New revelations in each high-profile shooting set off mass demonstrations, which often turned violent and call into question the merits of the protests in the first place.

Recent court documents show that Floyd had a lethal dose of fentanyl pulsing through his system as he was taken into police custody which could have killed him regardless absent of police use of force. A closer examination of the circumstances surrounding Blake’s shooting on the other hand, show a resisting 29-year-old plausibly reaching for a knife and therefore posing a threat warranting police use of force.
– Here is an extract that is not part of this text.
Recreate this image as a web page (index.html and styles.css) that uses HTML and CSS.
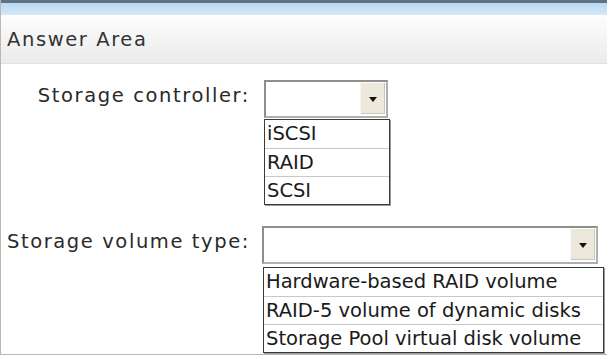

Riots however, erupt with no nuance as seen in Lancaster, Pennsylvania just this week where protestors immediately took over the streets Sunday after police fatally shot an assailant charging the officer with a knife just a few feet away.

While many businesses have insurance to assist with the damage, a fact that was used against them by rioters out to destroy them as a form of reparations, many small enterprises emerged from the carnage facing the cruel reality that the money collected will only cover a fraction of the cost.

More data from the Armed Conflict Location and Event Data Project (ACLED) shows that 95 percent of this summer’s riots were linked to Black Lives Matter activism, contradicting the corporate media’s narrative that it’s a peaceful protest group adopting the legacy Martin Luther King Jr. to launch a righteous contemporary civil rights movement. The organization meanwhile, is an explicitly Marxist group that has endorsed the destruction of the nuclear family, the root cause of a wide array of issues plaguing the community today.